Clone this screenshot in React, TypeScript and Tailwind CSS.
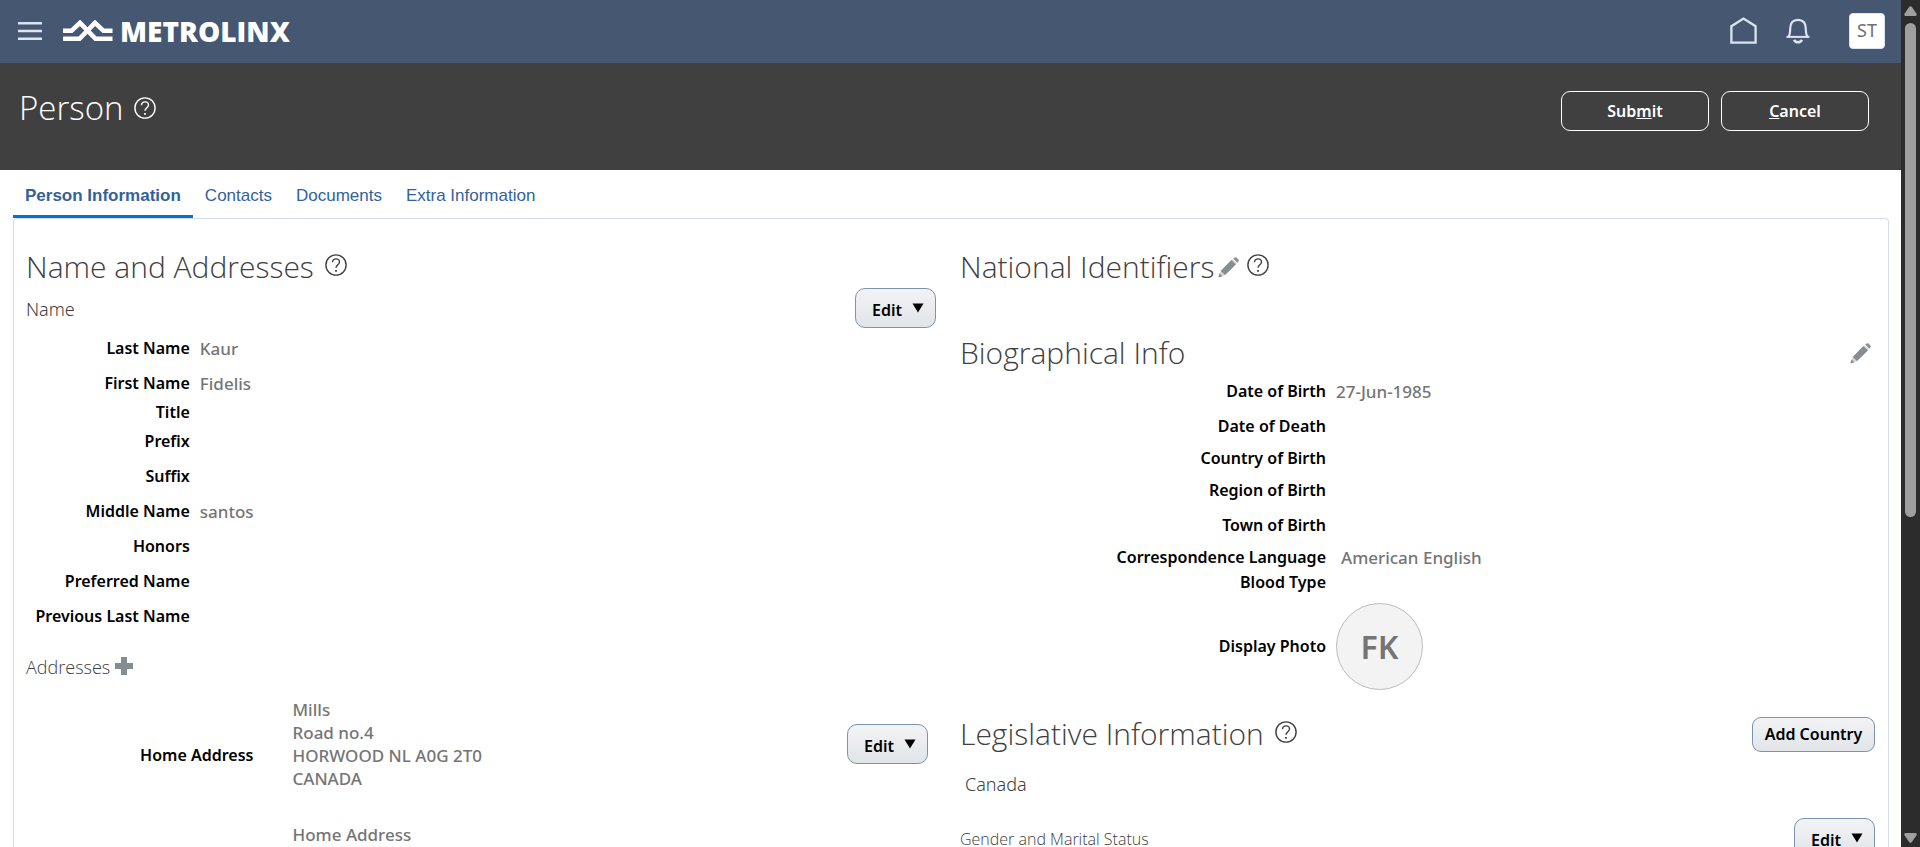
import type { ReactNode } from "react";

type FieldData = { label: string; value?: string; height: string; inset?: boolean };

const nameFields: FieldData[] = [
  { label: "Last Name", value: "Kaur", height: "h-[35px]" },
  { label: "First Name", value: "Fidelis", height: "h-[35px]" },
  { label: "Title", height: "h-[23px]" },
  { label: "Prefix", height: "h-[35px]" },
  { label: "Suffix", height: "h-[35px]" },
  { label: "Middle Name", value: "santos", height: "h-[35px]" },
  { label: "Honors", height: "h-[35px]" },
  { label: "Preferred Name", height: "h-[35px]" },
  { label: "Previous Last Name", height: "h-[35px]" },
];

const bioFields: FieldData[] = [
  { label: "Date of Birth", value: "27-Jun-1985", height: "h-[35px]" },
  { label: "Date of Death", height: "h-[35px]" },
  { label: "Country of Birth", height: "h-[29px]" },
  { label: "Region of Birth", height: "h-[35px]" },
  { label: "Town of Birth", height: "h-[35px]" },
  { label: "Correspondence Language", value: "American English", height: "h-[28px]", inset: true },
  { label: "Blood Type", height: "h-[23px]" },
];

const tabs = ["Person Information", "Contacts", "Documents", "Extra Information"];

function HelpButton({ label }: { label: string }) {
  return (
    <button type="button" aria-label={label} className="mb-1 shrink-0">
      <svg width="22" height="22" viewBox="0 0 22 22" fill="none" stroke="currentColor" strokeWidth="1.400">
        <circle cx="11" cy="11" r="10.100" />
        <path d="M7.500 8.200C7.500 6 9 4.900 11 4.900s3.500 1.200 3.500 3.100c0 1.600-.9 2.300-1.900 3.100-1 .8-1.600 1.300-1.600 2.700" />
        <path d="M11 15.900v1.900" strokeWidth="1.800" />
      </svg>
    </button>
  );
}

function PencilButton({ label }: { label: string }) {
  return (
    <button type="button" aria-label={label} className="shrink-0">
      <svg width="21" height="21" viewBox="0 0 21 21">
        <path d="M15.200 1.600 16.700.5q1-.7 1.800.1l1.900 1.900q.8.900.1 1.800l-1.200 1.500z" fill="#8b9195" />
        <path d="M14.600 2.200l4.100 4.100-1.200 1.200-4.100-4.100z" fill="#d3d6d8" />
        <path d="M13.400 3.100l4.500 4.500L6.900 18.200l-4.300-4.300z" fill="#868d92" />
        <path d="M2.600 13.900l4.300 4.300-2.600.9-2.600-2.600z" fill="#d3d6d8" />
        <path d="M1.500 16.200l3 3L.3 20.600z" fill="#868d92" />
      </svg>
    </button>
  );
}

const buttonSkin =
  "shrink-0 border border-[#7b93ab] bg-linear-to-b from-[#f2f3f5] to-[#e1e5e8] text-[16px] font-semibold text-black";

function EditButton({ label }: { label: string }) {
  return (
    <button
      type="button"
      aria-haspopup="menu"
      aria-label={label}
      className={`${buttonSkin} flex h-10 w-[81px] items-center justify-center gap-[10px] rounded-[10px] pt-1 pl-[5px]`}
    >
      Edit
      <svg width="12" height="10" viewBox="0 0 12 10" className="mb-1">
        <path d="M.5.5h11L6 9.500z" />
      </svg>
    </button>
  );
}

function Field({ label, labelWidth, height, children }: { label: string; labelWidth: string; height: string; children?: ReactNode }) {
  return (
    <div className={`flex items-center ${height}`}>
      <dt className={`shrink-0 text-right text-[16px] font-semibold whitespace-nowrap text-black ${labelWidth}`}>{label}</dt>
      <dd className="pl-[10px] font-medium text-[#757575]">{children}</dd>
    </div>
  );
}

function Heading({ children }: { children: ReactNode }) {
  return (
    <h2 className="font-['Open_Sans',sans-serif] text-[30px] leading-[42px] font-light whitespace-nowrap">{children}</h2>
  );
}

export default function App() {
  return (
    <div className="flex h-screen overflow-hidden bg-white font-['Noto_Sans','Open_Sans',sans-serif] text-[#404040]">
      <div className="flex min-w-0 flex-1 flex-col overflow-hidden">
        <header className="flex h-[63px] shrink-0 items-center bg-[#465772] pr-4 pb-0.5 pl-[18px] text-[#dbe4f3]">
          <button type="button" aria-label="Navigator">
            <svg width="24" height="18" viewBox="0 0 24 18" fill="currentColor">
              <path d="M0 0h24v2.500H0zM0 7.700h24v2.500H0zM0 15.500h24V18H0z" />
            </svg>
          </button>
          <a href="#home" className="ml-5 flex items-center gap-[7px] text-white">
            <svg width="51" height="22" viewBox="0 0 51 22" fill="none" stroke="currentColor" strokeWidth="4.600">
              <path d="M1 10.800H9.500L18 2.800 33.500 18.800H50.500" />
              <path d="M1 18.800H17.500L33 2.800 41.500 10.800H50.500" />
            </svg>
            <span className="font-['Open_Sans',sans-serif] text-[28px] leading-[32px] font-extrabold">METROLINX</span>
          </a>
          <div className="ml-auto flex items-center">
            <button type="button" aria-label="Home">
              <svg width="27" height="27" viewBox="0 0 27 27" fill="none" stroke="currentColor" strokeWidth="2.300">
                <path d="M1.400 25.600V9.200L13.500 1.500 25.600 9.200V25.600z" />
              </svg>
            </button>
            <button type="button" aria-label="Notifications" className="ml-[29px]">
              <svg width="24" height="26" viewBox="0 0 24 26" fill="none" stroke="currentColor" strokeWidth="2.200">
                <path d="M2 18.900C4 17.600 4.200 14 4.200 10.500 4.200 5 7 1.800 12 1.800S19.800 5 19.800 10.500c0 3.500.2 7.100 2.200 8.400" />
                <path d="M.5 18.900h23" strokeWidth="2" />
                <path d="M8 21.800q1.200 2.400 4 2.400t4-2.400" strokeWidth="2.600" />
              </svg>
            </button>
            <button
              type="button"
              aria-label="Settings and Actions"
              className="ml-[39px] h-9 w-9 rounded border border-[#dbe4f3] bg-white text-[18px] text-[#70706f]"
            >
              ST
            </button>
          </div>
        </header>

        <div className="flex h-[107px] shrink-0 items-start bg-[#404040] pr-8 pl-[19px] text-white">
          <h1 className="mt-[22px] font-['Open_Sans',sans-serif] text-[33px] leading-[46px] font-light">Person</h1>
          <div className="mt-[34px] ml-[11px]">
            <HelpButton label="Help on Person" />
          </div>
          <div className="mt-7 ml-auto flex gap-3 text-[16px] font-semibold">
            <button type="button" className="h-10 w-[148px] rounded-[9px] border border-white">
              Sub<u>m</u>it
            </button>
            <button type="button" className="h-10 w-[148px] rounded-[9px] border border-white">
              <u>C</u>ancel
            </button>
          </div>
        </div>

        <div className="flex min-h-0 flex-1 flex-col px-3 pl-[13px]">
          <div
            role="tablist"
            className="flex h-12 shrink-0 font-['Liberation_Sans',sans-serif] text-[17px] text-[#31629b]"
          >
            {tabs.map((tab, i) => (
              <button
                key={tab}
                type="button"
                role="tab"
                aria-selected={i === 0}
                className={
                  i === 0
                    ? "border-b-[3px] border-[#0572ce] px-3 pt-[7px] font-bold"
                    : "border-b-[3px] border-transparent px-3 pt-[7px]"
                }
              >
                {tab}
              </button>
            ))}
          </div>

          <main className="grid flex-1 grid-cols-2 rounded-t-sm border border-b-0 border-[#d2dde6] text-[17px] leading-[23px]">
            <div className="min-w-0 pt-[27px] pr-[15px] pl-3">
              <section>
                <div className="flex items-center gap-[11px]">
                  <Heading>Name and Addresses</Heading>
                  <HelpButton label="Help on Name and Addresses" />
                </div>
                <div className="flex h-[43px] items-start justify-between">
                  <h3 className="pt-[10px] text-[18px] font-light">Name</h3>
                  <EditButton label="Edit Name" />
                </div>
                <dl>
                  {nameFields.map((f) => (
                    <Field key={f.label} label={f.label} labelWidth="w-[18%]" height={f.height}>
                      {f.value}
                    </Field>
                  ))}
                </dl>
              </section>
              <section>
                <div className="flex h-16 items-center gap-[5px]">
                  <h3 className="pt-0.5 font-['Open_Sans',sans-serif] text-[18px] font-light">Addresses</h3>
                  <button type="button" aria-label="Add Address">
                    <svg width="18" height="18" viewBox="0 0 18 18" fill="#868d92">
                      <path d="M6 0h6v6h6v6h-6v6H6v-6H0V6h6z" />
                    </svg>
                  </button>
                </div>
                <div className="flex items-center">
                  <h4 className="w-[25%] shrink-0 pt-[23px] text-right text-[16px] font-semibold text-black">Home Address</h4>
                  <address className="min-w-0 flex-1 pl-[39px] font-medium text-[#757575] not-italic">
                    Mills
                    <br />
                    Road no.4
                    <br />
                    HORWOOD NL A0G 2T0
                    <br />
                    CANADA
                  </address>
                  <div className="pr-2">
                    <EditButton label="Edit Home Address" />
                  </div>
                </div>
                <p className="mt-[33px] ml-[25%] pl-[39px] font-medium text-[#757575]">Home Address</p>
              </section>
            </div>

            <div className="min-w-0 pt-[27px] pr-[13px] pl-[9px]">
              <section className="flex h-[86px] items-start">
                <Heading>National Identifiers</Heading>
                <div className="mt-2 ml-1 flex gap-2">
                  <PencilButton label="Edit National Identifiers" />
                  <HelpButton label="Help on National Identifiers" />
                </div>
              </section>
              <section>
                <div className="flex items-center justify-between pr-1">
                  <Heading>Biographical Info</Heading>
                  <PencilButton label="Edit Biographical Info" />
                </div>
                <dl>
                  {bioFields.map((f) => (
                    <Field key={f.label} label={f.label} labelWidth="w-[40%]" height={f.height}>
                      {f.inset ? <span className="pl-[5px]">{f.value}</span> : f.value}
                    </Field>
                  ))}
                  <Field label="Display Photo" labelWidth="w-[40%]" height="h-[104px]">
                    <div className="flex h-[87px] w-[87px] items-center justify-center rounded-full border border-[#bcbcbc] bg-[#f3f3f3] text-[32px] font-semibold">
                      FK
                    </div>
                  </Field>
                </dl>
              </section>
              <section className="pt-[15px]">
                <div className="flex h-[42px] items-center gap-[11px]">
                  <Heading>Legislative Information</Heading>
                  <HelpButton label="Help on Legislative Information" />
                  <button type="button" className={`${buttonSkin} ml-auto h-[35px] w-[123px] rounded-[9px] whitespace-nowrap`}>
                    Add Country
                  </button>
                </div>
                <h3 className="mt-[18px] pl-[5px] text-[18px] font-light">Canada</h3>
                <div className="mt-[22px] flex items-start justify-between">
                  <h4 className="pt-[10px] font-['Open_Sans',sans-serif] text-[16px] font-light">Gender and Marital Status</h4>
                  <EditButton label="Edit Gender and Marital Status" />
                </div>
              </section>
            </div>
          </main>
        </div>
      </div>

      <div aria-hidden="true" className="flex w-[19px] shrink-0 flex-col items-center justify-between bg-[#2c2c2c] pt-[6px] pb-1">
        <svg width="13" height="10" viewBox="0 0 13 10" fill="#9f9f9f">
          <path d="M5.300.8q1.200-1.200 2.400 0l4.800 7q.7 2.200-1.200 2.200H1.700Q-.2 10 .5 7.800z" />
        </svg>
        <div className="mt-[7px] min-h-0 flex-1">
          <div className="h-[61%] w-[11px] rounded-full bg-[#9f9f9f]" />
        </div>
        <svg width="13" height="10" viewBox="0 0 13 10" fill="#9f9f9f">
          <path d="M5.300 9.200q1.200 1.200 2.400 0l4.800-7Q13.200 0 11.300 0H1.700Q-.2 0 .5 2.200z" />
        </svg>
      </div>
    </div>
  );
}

═══

▸ **Objective**
Give again exactly the lines running from the beginning of the material above through the line that contains "string; value?: string;", and leave out every picture.

▸ **Exercise output**
Clone this screenshot in React, TypeScript and Tailwind CSS.
import type { ReactNode } from "react";

type FieldData = { label: string; value?: string; height: string; inset?: boolean };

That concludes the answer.